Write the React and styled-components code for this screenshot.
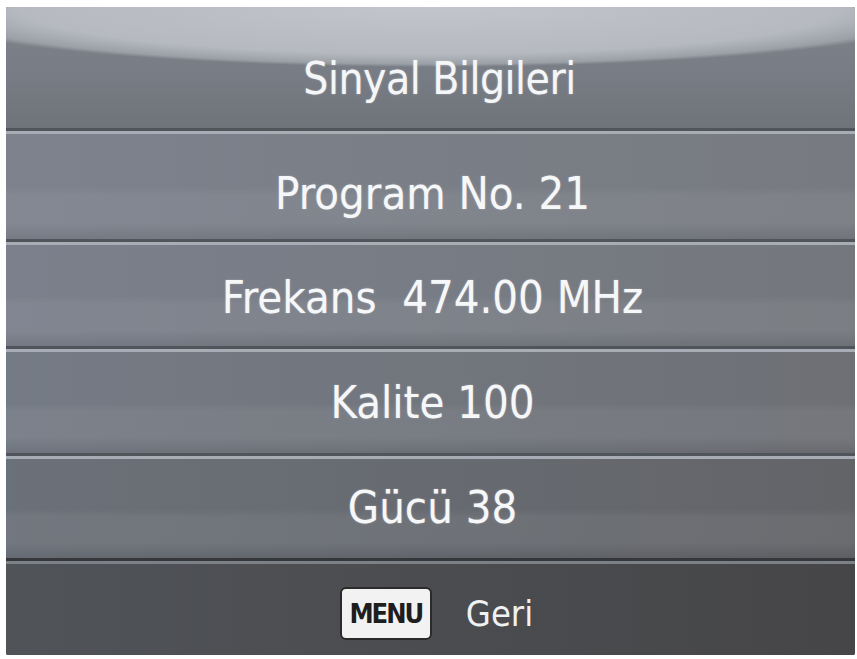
import React from "react";
import styled, { createGlobalStyle } from "styled-components";

const GlobalStyle = createGlobalStyle`
  html, body {
    margin: 0;
    padding: 0;
    background: #ffffff;
  }
  body {
    font-family: "DejaVu Sans Condensed", "DejaVu Sans", sans-serif;
  }
`;

const Screen = styled.div`
  width: 849px;
  height: 648px;
  margin: 7px 0 0 6px;
  display: flex;
  flex-direction: column;
  overflow: hidden;
  border-radius: 2px;
  background: #5a5d63;
`;

const Header = styled.div`
  height: 121px;
  flex: none;
  display: flex;
  align-items: center;
  justify-content: center;
  box-sizing: border-box;
  padding-left: 18px;
  background:
    radial-gradient(530px 60px at 50% 0, #c2c6cc 0%, #b6bac0 78%, #9ba0a7 95%, rgba(0, 0, 0, 0) 100%),
    linear-gradient(180deg, #80848c 0%, #777b83 60%, #6f737a 100%);
`;

const Title = styled.div`
  color: #f4f6f8;
  font-size: 44px;
  letter-spacing: -0.5px;
  padding-top: 22px;
  text-shadow: 0 0 2px rgba(255, 255, 255, 0.4);
`;

const Row = styled.div`
  height: ${(p) => p.h}px;
  flex: none;
  box-sizing: border-box;
  display: flex;
  align-items: center;
  justify-content: center;
  border-top: 3px solid #50545b;
  box-shadow: inset 0 3px 0 #a8adb5;
  padding-top: ${(p) => p.shift}px;
  padding-left: 4px;
  background:
    linear-gradient(180deg, rgba(255, 255, 255, 0) 0%, rgba(255, 255, 255, 0) 52%, rgba(255, 255, 255, 0.05) 60%, rgba(255, 255, 255, 0.05) 85%, rgba(0, 0, 0, 0.06) 100%),
    linear-gradient(90deg, ${(p) => p.left} 0%, ${(p) => p.right} 100%);
`;

const Value = styled.div`
  color: #f6f7f9;
  font-size: 45px;
  white-space: pre;
  text-shadow: 0 0 2px rgba(255, 255, 255, 0.35);
`;

const Footer = styled.div`
  flex: 1;
  box-sizing: border-box;
  display: flex;
  align-items: center;
  justify-content: center;
  gap: 34px;
  border-top: 3px solid #35373b;
  box-shadow: inset 0 3px 0 #7c8087;
  padding: 10px 0 0 12px;
  background: linear-gradient(90deg, #505358 0%, #4a4b4e 60%, #464648 100%);
`;

const KeyCap = styled.div`
  width: 92px;
  height: 53px;
  box-sizing: border-box;
  display: flex;
  align-items: center;
  justify-content: center;
  background: #f2f2f2;
  border: 2px solid #2a2a2a;
  border-radius: 6px;
  color: #1e1e1e;
  font-size: 27px;
  font-weight: bold;
  letter-spacing: -2px;
`;

const Hint = styled.div`
  color: #f0f1f3;
  font-size: 36px;
`;

const rows = [
  { text: "Program No. 21", h: 111, shift: 16, left: "#7d828d", right: "#777a80" },
  { text: "Frekans  474.00 MHz", h: 107, shift: 6, left: "#7b808c", right: "#74777c" },
  { text: "Kalite 100", h: 107, shift: 3, left: "#757b85", right: "#6e7075" },
  { text: "Gücü 38", h: 105, shift: 0, left: "#6b7179", right: "#636468" },
];

export default function App() {
  return (
    <>
      <GlobalStyle />
      <Screen>
        <Header>
          <Title>Sinyal Bilgileri</Title>
        </Header>
        {rows.map((r) => (
          <Row key={r.text} h={r.h} shift={r.shift} left={r.left} right={r.right}>
            <Value>{r.text}</Value>
          </Row>
        ))}
        <Footer>
          <KeyCap>MENU</KeyCap>
          <Hint>Geri</Hint>
        </Footer>
      </Screen>
    </>
  );
}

++++++++

▸ **Direction**: Output all of the data exactly as it stands, minus any images.

▸ **Written reply**:
Write the React and styled-components code for this screenshot.
import React from "react";
import styled, { createGlobalStyle } from "styled-components";

const GlobalStyle = createGlobalStyle`
  html, body {
    margin: 0;
    padding: 0;
    background: #ffffff;
  }
  body {
    font-family: "DejaVu Sans Condensed", "DejaVu Sans", sans-serif;
  }
`;

const Screen = styled.div`
  width: 849px;
  height: 648px;
  margin: 7px 0 0 6px;
  display: flex;
  flex-direction: column;
  overflow: hidden;
  border-radius: 2px;
  background: #5a5d63;
`;

const Header = styled.div`
  height: 121px;
  flex: none;
  display: flex;
  align-items: center;
  justify-content: center;
  box-sizing: border-box;
  padding-left: 18px;
  background:
    radial-gradient(530px 60px at 50% 0, #c2c6cc 0%, #b6bac0 78%, #9ba0a7 95%, rgba(0, 0, 0, 0) 100%),
    linear-gradient(180deg, #80848c 0%, #777b83 60%, #6f737a 100%);
`;

const Title = styled.div`
  color: #f4f6f8;
  font-size: 44px;
  letter-spacing: -0.5px;
  padding-top: 22px;
  text-shadow: 0 0 2px rgba(255, 255, 255, 0.4);
`;

const Row = styled.div`
  height: ${(p) => p.h}px;
  flex: none;
  box-sizing: border-box;
  display: flex;
  align-items: center;
  justify-content: center;
  border-top: 3px solid #50545b;
  box-shadow: inset 0 3px 0 #a8adb5;
  padding-top: ${(p) => p.shift}px;
  padding-left: 4px;
  background:
    linear-gradient(180deg, rgba(255, 255, 255, 0) 0%, rgba(255, 255, 255, 0) 52%, rgba(255, 255, 255, 0.05) 60%, rgba(255, 255, 255, 0.05) 85%, rgba(0, 0, 0, 0.06) 100%),
    linear-gradient(90deg, ${(p) => p.left} 0%, ${(p) => p.right} 100%);
`;

const Value = styled.div`
  color: #f6f7f9;
  font-size: 45px;
  white-space: pre;
  text-shadow: 0 0 2px rgba(255, 255, 255, 0.35);
`;

const Footer = styled.div`
  flex: 1;
  box-sizing: border-box;
  display: flex;
  align-items: center;
  justify-content: center;
  gap: 34px;
  border-top: 3px solid #35373b;
  box-shadow: inset 0 3px 0 #7c8087;
  padding: 10px 0 0 12px;
  background: linear-gradient(90deg, #505358 0%, #4a4b4e 60%, #464648 100%);
`;

const KeyCap = styled.div`
  width: 92px;
  height: 53px;
  box-sizing: border-box;
  display: flex;
  align-items: center;
  justify-content: center;
  background: #f2f2f2;
  border: 2px solid #2a2a2a;
  border-radius: 6px;
  color: #1e1e1e;
  font-size: 27px;
  font-weight: bold;
  letter-spacing: -2px;
`;

const Hint = styled.div`
  color: #f0f1f3;
  font-size: 36px;
`;

const rows = [
  { text: "Program No. 21", h: 111, shift: 16, left: "#7d828d", right: "#777a80" },
  { text: "Frekans  474.00 MHz", h: 107, shift: 6, left: "#7b808c", right: "#74777c" },
  { text: "Kalite 100", h: 107, shift: 3, left: "#757b85", right: "#6e7075" },
  { text: "Gücü 38", h: 105, shift: 0, left: "#6b7179", right: "#636468" },
];

export default function App() {
  return (
    <>
      <GlobalStyle />
      <Screen>
        <Header>
          <Title>Sinyal Bilgileri</Title>
        </Header>
        {rows.map((r) => (
          <Row key={r.text} h={r.h} shift={r.shift} left={r.left} right={r.right}>
            <Value>{r.text}</Value>
          </Row>
        ))}
        <Footer>
          <KeyCap>MENU</KeyCap>
          <Hint>Geri</Hint>
        </Footer>
      </Screen>
    </>
  );
}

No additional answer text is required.